The testimony was concluded on Thursday evening, and on Friday morning just before the argument began the defendant's counsel requested his Honor to put his charge in writing. By a reasonable construction of section 414 of The Code the judge was entitled to have this request made at the close of the testimony on the preceding evening, and if it had then been made he would have had the opportunity to prepare his charge during the recess of the previous night. By the statute this request should be made at or before the close of the (177) evidence. In order to comply with the request, as he did, it must have been necessary for the judge to write out his charge, in which every word must have been carefully weighed, during the progress of the argument, at which time he ought to have been free to listen to the counsel in order that he might, upon the better reason, have been able to make such change as he deemed proper in the prepared instructions before delivery. But after one counsel for defendant had spoken, and while counsel for plaintiffs was in the midst of his remarks, *Page 157 the counsel for defendant handed up a request in writing for twenty-five special instructions, some of them long and most of them requiring careful consideration. It will be remembered that some time during Thursday the judge asked the attorneys on both sides to hand him their prayers for special instructions, if they intended to ask any, during the evening, not confining them to the strict rule to prevent them from doing so at or before the close of the evidence. Let us consider, and we trust that it will be accepted by the profession as final, whether these prayers were presented in apt time.
The statute (The Code, sec. 415) is silent as to the time when they should be presented. "Counsel praying of the judge instructions to the jury shall put their requests in writing, entitled of the cause, and sign them." Early after the adoption of the Code of Civil Procedure it became necessary to consider this section with relation to the time at which prayers for special instructions should be presented, and inPowell v. Railroad, 68 N.C. 395, it was intimated that at the close of the evidence was the proper time, in order that the judge might consider them while arranging or preparing his charge; and at the same time it was said that this Court did not mean to be understood that counsel should be prohibited, even after the judge had finished his instructions, from calling his attention to any point which he had (178) inadvertently omitted, or his instructions as to which were not well understood. These suggestions have been generally followed in their spirit, though not in the strict letter thereof, until they have become a recognized rule of practice in our courts. "It was evidently intended that the judge should have time to consider and prepare his instructions, and it is unjust and unfair to him to present a prayer for special instructions at so late a period in the trial as to leave him insufficient time to consider them." S. v. Rowe, 98 N.C. 629.

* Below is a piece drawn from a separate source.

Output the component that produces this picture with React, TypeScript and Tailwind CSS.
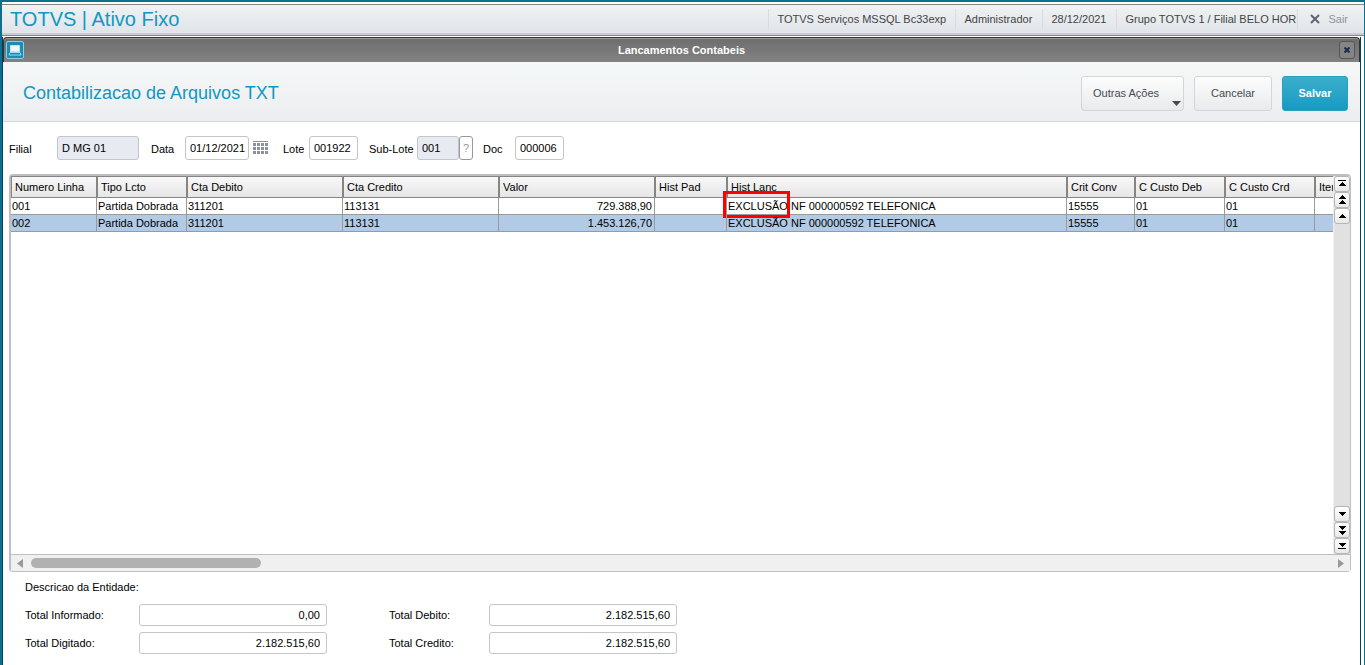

In S. v. Barbee, 92 N.C. 820, specially relied upon by defendant's counsel, where the counsel presented a written prayer after the case had been given to the jury, with the request to the judge that if the jury should return and ask for further instructions he would give this as prayed, it was said: "In the order of procedure in the trial the defendant had the right and the reasonable opportunity to ask the court to give such instructions before the issue was given to the jury; after that the court might in its discretion give or decline to give them. . . . The defendant must ask for special instructions, as of right, in apt time in the progress of the trial, else the court may decline to give them."
The reason for the adoption of this time — the close of the evidence — as the limit of apt time is so clearly stated by Mr.Justice Clark in Posey v. Patton, 109 N.C. 455, and in Merrill v.Whitmire, 110 N.C. 367, where all the cases bearing upon it are cited, that we might well have *Page 158 contented ourselves with a simple reference to the last-named cases. But in deference to the earnest argument of the learned counsel we have deemed it proper to say this much. It should now be considered that in justice to the trial judge the practice in this respect is settled and left in his hands. Administered as our Superior Courts are, there is (179) no danger of too strict an adherence to the rule; the inclination is in a liberal spirit to give to counsel every opportunity consistent with the business principles upon which our system of procedure is based, but there must of necessity be some recognized general rule of practice as to apt time by which the profession may understand their rights and duties in the premises.
It has also been repeatedly declared by this Court that a general exception to the charge as given cannot be considered. McKinnon v.Morrison, 104 N.C. 354; Hopkins v. Bowers, 111 N.C. 175, and the numerous cases there cited. There was no exception to the charge of his Honor upon the first issue, "Are the plaintiffs the owners?" etc., and there was no exception to the evidence offered upon this issue. We think his Honor was warranted in giving the instruction.
We did not understand the question of jurisdiction to have been seriously pressed by the learned counsel for defendant in his argument. We are of the opinion that the damages here claimed are not covered by the statute providing for the acquirement of rights of way by railroad companies (section 1943 et seq. of The Code). There is
NO ERROR.
Cited: Craddock v. Barnes, 142 N.C. 99.